Our only hope is to live in this truth, reflecting the love of Christ and remembering that Christ’s reconciling love is not a love that seeks to condemn the world but is God’s gift to the world.

 

It is not a love that seeks to destroy, for that would not be love.

It is not a love that seeks to coerce, for that would not be love.

It is not a love that refuses to listen, for that would not be love.

It is not a love that demands agreement before it is given, for that would not be love.

It is not a love that demeans people of other faiths, or mocks their expression of it, for that would not be love.

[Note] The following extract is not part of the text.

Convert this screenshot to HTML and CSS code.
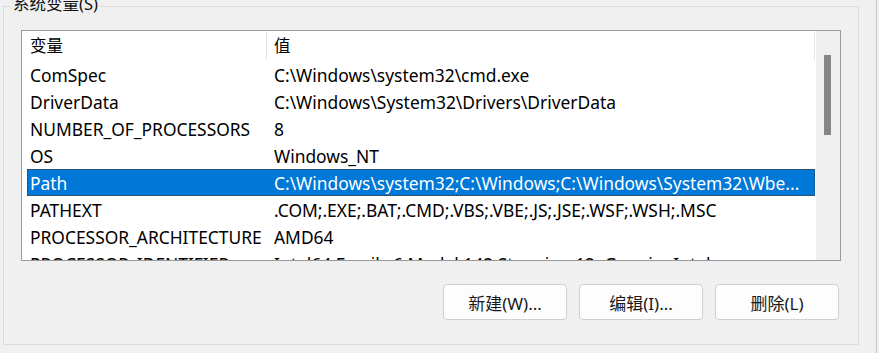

It is not a love that would regard any life as less than cherished by God, for that would not be love.

 

In a world of competing truth claims, our role as followers of Christ is to reflect the truth of Christ, who in life and death “exemplified [a] boundless good will and steadfast love that would suffer and die and descend into hell before it would be anything less than holy love.” (John Rogers)

 

When the well known preacher, Fred Craddock was a freshman in a small Bible College, he was deeply impressed by a visiting speaker.  Rear Admiral Thornton Miller was the highest ranking chaplain in the military at the time.  Miller had been at Normandy on that June day of the slaughter, and he described it that evening in the dorm to some of the students.  He shared his memory of going from soldier to soldier as they screamed, and cried, and died.  Moving from soldier to soldier he would try to say a few words of comfort, have prayer, words of comfort, have prayer.

 

One of the students asked, “Up and down the beach, with the shells going everywhere?  Why did you do that?”

His answer, “I’m a minister [of Christ].”

And the person began again, “But you didn’t ask if they were Catholic or Protestant or Jewish?  Did you just…  I mean, if you’re a minister…”

The admiral said, “If you’re a minister [of Christ], the only question you ask is, ‘Can I help you?’” (Fred Craddock, Craddock Stories)

 

In regards to the truth of Christ, whether you’re an admiral, a follower, a seeker, or a doubting disciple, your role is not to flaunt it or diminish it, but to reflect it in humble acts of love.  Amen.